Es sei aber vorab davon auszugehen, dass das von den Sachverständigen des Gerichts massiv erweiterte Paket an zusätzlichen und langfristigen Monitoring-Maßnahmen im Bereich Verkehr, Lärm und Luftschadstoffe auch Eingang in die Entscheidung gefunden hat, nachdem sich die Prognosen als mangelhaft erwiesen haben. Vom Verkehrsministerium seien nur fünf Jahre Alibi-Beobachtung vorgeschrieben gewesen, was in keiner Weise ausreichend sei. Auf der Haben-Seite würden weiters Anrainerschutz in der Bauphase, Verbesserungen beim Grundwasser bei den Wannenbauwerken im Nordabschnitt stehen. „Für Tausende Anrainer wurde weiters Lärmschutz erkämpft, weil sich die sonst beim Anrainerschutz so pfennigfuchserische Asfinag verpflichtet hat, mit einer Pauschalverpflichtung die verabsäumte Einzelfallprüfung auszugleichen. Alle wesentlichen Fragen zum Schutz des Grundwassers und des Nationalparks sind allerdings nach wie vor offen geblieben oder in die Wasserrechtsverfahren verschoben worden, und das genügt natürlich nicht,“ so Rehm. Ebenso sei unverständlich, warum sich erst die Behörde und dann das Gericht so lange von der Asfinag auf der Nase herumtanzen haben lassen. Nachbesserungsbedarf und Projektänderung hätten gezeigt, dass die Beschwerden berechtigt waren, ohne dass dies in voller Konsequenz wirksam geworden sei, hier hätte wegen mangelhaftem Projekt der Genehmigungsantrag zurückgewiesen, also aus formalen Gründen abgelehnt werden müssen.

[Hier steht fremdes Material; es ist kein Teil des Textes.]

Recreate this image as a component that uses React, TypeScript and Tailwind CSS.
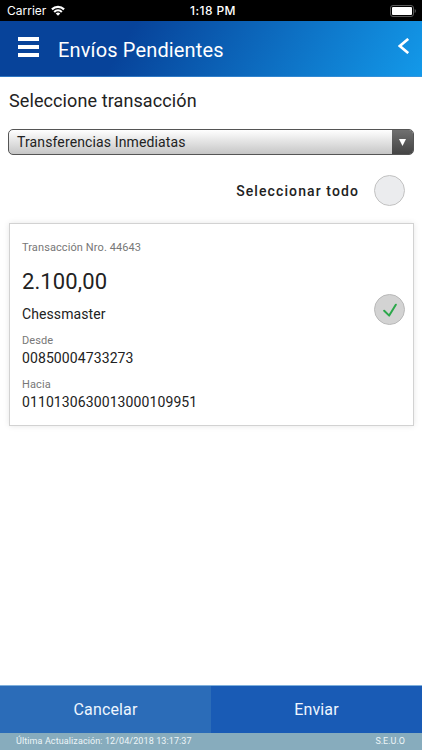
import React from 'react';

type Field = { label: string; value: string };

const FIELDS: Field[] = [
  { label: 'Desde', value: '00850004733273' },
  { label: 'Hacia', value: '0110130630013000109951' },
];

function StatusBar() {
  return (
    <div className="grid h-[21px] grid-cols-3 items-center bg-black pr-[6px] pl-[7px] text-white font-['Inter',sans-serif]">
      <div className="flex items-center gap-[5px]">
        <span className="text-[12px] leading-[21px]">Carrier</span>
        <svg width="14" height="11" viewBox="0 0 15 11" fill="none" stroke="currentColor" strokeWidth="2.3">
          <path d="M1 4.3a9.3 9.3 0 0 1 13 0" />
          <path d="M3.4 7a5.9 5.9 0 0 1 8.2 0" />
          <path d="M7.5 11 5.1 8.8a3.5 3.5 0 0 1 4.8 0z" fill="currentColor" stroke="none" />
        </svg>
      </div>
      <span className="pl-[3px] text-center text-[12px] leading-[21px] font-medium tracking-[0.4px]">1:18 PM</span>
      <svg className="justify-self-end" width="26" height="12" viewBox="0 0 26 12">
        <rect x="0.5" y="0.5" width="23" height="11" rx="2.5" fill="none" stroke="#5b5b5b" />
        <rect x="2" y="2" width="20" height="8" rx="1" fill="#fff" />
        <path d="M24.7 4v4q1.2-.6 1.2-2t-1.2-2z" fill="#5b5b5b" />
      </svg>
    </div>
  );
}

function Header() {
  return (
    <header className="flex h-14 items-center border-b border-[#4a9ade]/60 bg-[linear-gradient(120deg,#07439a_0%,#07439a_30%,#1399e9_100%)] pr-[13px] pl-[18px] text-white">
      <button className="mt-[-3px] flex w-[21px] flex-col gap-1" aria-label="Menú">
        <span className="h-1 w-full bg-white" />
        <span className="h-1 w-full bg-white" />
        <span className="h-1 w-full bg-white" />
      </button>
      <h1 className="ml-[19px] flex-1 pt-[2px] text-[20px] leading-6 tracking-[0.15px] whitespace-nowrap">Envíos Pendientes</h1>
      <button className="-mt-[5px]" aria-label="Volver">
        <svg width="11" height="16" viewBox="0 0 11 16" fill="none" stroke="currentColor" strokeWidth="2.6">
          <path d="M10.2 .9 1.8 8l8.4 7.1" />
        </svg>
      </button>
    </header>
  );
}

function TransactionCard() {
  return (
    <section className="mt-[17px] mr-2 ml-[9px] flex h-[203px] items-center justify-between border border-[#d2d2d2] bg-white pr-2 pl-3 shadow-[0_0_6px_rgba(0,0,0,0.1)]">
      <div className="flex h-full flex-col whitespace-nowrap">
        <p className="mt-[17px] text-[11px] leading-[14px] tracking-[0.1px] text-[#777]">Transacción Nro. 44643</p>
        <p className="mt-[13px] text-[22px] leading-7 tracking-[0.1px]">2.100,00</p>
        <p className="mt-[9px] text-[14px] leading-[18px] tracking-[0.1px]">Chessmaster</p>
        {FIELDS.map((field) => (
          <div key={field.label} className="mt-[11px] h-[33px]">
            <p className="text-[11px] leading-[14px] tracking-[0.1px] text-[#777]">{field.label}</p>
            <p className="mt-px text-[14px] leading-[18px] tracking-[0.1px]">{field.value}</p>
          </div>
        ))}
      </div>
      <span className="mt-[-30px] flex size-[31px] items-center justify-center rounded-full border border-[#b9b9b9] bg-[#d3d3d3]">
        <svg width="14" height="14" viewBox="0 0 14 14" fill="none" stroke="#2ba84a" strokeWidth="2" strokeLinecap="round" strokeLinejoin="round">
          <path d="m1.2 7.8 5 4.8L12.8 1.7" />
        </svg>
      </span>
    </section>
  );
}

export default function App() {
  return (
    <div className="flex h-[750px] w-[422px] flex-col overflow-hidden bg-white text-[#222] font-['Roboto',sans-serif]">
      <StatusBar />
      <Header />
      <main className="flex-1">
        <h2 className="mt-3 ml-[9px] text-[18px] leading-6 tracking-[0.1px]">Seleccione transacción</h2>
        <div className="mx-2 mt-4 flex h-[26px] overflow-hidden rounded-[5px] border border-[#555] bg-linear-to-b from-white to-[#c6c6c6]">
          <span className="flex-1 pl-2 text-[14px] leading-6 tracking-[0.13px]">Transferencias Inmediatas</span>
          <span className="flex w-[21px] items-center justify-center bg-linear-to-b from-[#707070] to-[#444]">
            <svg width="7" height="7" viewBox="0 0 7 7" fill="#fff">
              <path d="M0 0h7L3.5 7z" />
            </svg>
          </span>
        </div>
        <div className="mt-5 flex items-center justify-end gap-[15px] pr-[17px]">
          <span className="text-[14px] leading-5 font-medium tracking-[1.1px]">Seleccionar todo</span>
          <span className="size-[31px] rounded-full border border-[#c2c2c2] bg-[#ebecee]" />
        </div>
        <TransactionCard />
      </main>
      <div className="grid h-12 grid-cols-2 border-t border-[#7fb0dc] text-[16px] text-[#eef6ff]">
        <button className="bg-[#2b6cb8] tracking-[0.15px]">Cancelar</button>
        <button className="bg-[#195bb5] tracking-[0.15px]">Enviar</button>
      </div>
      <footer className="flex h-[17px] justify-between bg-[#87acbd] pr-[17px] pl-[16px] text-[9px] leading-[17px] text-[#edf5f8]">
        <span className="tracking-[0.1px]">Última Actualización: 12/04/2018 13:17:37</span>
        <span>S.E.U.O</span>
      </footer>
    </div>
  );
}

In aller Deutlichkeit sei der gegen Ende unfaire Verlauf des Beschwerdeverfahrens zu kritisieren. „Je länger es gedauert hat ist stärker zu Tage gekommen, wie sehr hier mit verschiedenem Maß gemessen wurde.“ kritisiert Rehm. Die fast drei Jahre seien weitestgehend damit gefüllt gewesen, dass die Asfinag vergeblich versucht hat, Verbesserungsaufträge zu erfüllen bzw. das Projekt abzuändern. „Um das zu erklären müssen Unwillen und Überheblichkeit mit einer gehörigen Portion Unfähigkeit gemischt werden und das ist passiert, nachdem eine vergleichbare Prozedur schon in der ersten Instanz zweieinhalb Jahre gebraucht hat und bereits dort zur Zurückweisung hätte führen müssen,“ analysiert Rehm. Stattdessen habe die Asfinag anstandslos jedesmal Fristverlängerung beantragt und mit insgesamt neun Monaten auch bekommen. Die Gerichtsgutachter konnten ihre Zeitvorgabe bis zu zwei Monate überziehen. Gleichzeitig haben die Beschwerdeführer -obwohl sie das Verfahren und die notwendigen Verbesserung ausgelöst haben aber prinzipbedingt in der Stellungnahmenabfolge des Verfahrens erst nach Asfinag und Gutachtern an der Reihe sind – keinen einzigen Tag Fristverlängerung zugesprochen bekommen. „Das ist grob willkürlich und unverhältnismäßig, außerdem gibt es immer noch mangelhafte Unterlagen nur will jetzt niemand mehr zum fünften Mal hingreifen, insofern blieb die Asfinag-Taktik leider nicht ohne Wirkung“, kritisiert Rehm. Dies habe sich etwa beim Untersuchungsgebiet gezeigt, das zu klein war und trotz neuem Lärmprojekt nicht nachgeführt wurde. So erhielten möglicherweise anspruchsberechtigte Anrainer keinen Lärmschutz. Der Sachverständige für Humanmedizin der immer auf das Lärmgutachten warten muss, habe gar nur zwei Wochen Zeit bekommen und anstatt mehr zu verlangen ein unvollständiges Gutachten abgeliefert. „Insgesamt konnte ich mich auch des Eindrucks nicht erwähnen, dass der seit der Flughafenpanik von 2017 aufgebaute politische Druck, mit dem unabhängige Gerichte beeinflusst werden sollten, nicht ohne Wirkung geblieben ist. Eine derartige Vorgangsweise der Politik ist und bleibt natürlich eine gewaltige Sauerei,“ zieht Rehm Bilanz.